Both of these bits of news have one thing in common - people died; it doesn't get much graver and more serious than that - as I'm sure that my son would agree!
Both Boris Johnson and a "spokesman" for the DWP expressed their respective sorrow and condolences at these events but whilst they expressed sorrow and regret, neither took responsibility. And so, our world moves on. Apologies like Johnson's and that of the DWP are given to paper over the cracks and provide a modicum of "decency"; honour (if there be such a thing in our modern world) is satisfied. But two days later these easily spoken and cheap words of sympathy, accompanied with grave faces and sombre words, are forgotten - like yesterday's news they become today's fish and chip paper and the day after that they are forgotten as they fill our paper recycling wheelie bins - gone, blown away, unheeded in the maelstrom of our frenetic world.
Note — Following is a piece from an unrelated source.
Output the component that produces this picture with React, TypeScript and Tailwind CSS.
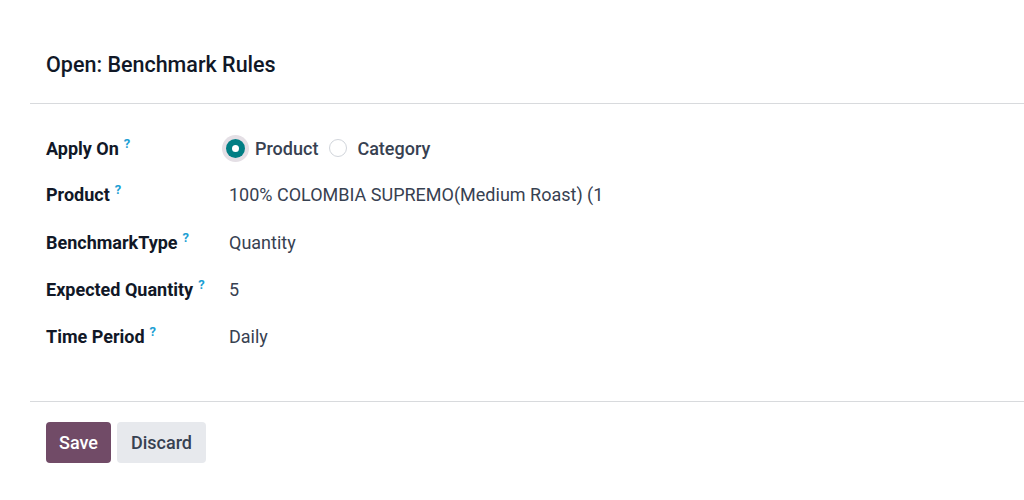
import React from "react";

const fields = [
  { label: "Product", value: "100% COLOMBIA SUPREMO(Medium Roast) (1" },
  { label: "BenchmarkType", value: "Quantity" },
  { label: "Expected Quantity", value: "5" },
  { label: "Time Period", value: "Daily" },
];

const Help = () => (
  <sup className="ml-[5px] text-[13px] font-bold text-[#1c9fd4] relative -top-[7px]">?</sup>
);

export default function App() {
  return (
    <div className="h-[500px] w-[1024px] bg-white font-['Roboto',sans-serif] text-[#374151]">
      <div className="ml-[30px]">
        <div className="h-[104px] border-b border-[#d8dadd] pl-4 flex items-end pb-[24px]">
          <h4 className="text-[21.5px] leading-[28px] font-medium text-[#111827]">Open: Benchmark Rules</h4>
        </div>
        <div className="h-[298px] border-b border-[#d8dadd] pl-4 pt-[28px]">
          <div className="flex items-center h-[32px]">
            <div className="w-[183px] text-[18px] font-bold text-[#111827]">
              Apply On<Help />
            </div>
            <div className="flex items-center text-[18px] font-medium text-[#374151]">
              <span className="w-[27px] h-[27px] rounded-full bg-[#e4dfe5] flex items-center justify-center -ml-[7px]">
                <span className="w-[19px] h-[19px] rounded-full bg-[#017e84] flex items-center justify-center">
                  <span className="w-[7px] h-[7px] rounded-full bg-white" />
                </span>
              </span>
              <span className="ml-[6px]">Product</span>
              <span className="ml-[11px] w-[18px] h-[18px] rounded-full border border-[#d1d5db]" />
              <span className="ml-[10px]">Category</span>
            </div>
          </div>
          {fields.map((f) => (
            <div key={f.label} className="flex items-center h-[47.4px] pt-[14px]">
              <div className="w-[183px] text-[18px] font-bold text-[#111827]">
                {f.label}<Help />
              </div>
              <div className="text-[18px] text-[#374151]">{f.value}</div>
            </div>
          ))}
        </div>
        <div className="pl-4 pt-[20px] flex gap-[6px]">
          <button className="h-[41px] px-[13px] rounded-[4px] bg-[#714b67] text-white text-[18px] font-medium">Save</button>
          <button className="h-[41px] px-[14px] rounded-[4px] bg-[#e7e9ed] text-[#374151] text-[18px] font-medium">Discard</button>
        </div>
      </div>
    </div>
  );
}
So, I ask myself - following my son's youthful pearls of wisdom that the death of someone (or in Boris Johnson's case 100,000 Covid "someones") is of some grave significance and therefore a legitimate cause for concern and anxiety - shouldn't something serious happen to ensure that these grave matters are treated with due seriousness, that justice is served and that full and appropriate action is taken in respect of the deaths these almost certainly "innocent" people? Or will it, as I fear, be allowed to just pass like water under the bridge - a bit of unfortunate rather sad and messy collateral damage arising out of the world in which we live? Something that is regrettable but not a matter to get "out of perspective" or (to use a modern phrase) that we should "beat ourselves up with". Maybe we should just follow the advice in another clichéd bit of contemporary vapid and vacuous popular street culture posing as profound wisdom and "move on, get over it". I think not.
From what we read and know, both of these tragedies in their different ways could have been avoided or at least minimised with a different set of priorities and decisions. The crocodile tears of our PM and the weasel words of the DWP are, in my view, not acceptable. For years now successive Tory governments have promoted the policy of "naming and shaming" when people in other walks of life doctors, teachers, social workers, police officers and the like fail in their perceived responsibilities - so why not governments and their ministers and government departments? But no-one is named and shamed, no-one resigns, no-one falls on their sword as a matter of personal and professional "honour". The reason for this is simple, namely that naming and shaming would not work for governments and ministers because that policy only works if those who are being vilified have any personal or professional "shame" - in other words they care about how well they do their job and so do feel shamed if they fall short or are accused by their superiors of falling short. In contrast, our current government and its ministers - and most of all our PM, have no shame or indeed honour - if they had then they would have gone long since. |
Philippa Day in happier times; her tragic and unnecessary death was proof of the truth of Camus' comment. |
The whole episode reminds me of a famous point made by French author/philosopher Albert Camus who said "Every wrong idea ends in bloodshed, but it is always the bloodshed of innocent others". Quite; the wrong ideas of successive Tory government austerity policies meant that we were woefully and criminally unprepared for the effects of this pandemic, the wrong ideas of Boris Johnson and his cronies in managing our national response to the pandemic then made that situation immeasurably worse. And in the case of poor Philippa Day (and almost certainly many others) the wrong ideas of successive Tory governments and ministers (most notably Iain Duncan Smith) in respect of protecting and supporting the most vulnerable in our fragile society have been both directly and indirectly at the bottom of these many and tragic events.
We should be very, very worried at the failure of those in power and those charged with making potentially life and death decisions to recognise the profound moral requirements associated with their role and equally worryingly their reluctance to accept the ultimate responsibility for their actions and decisions.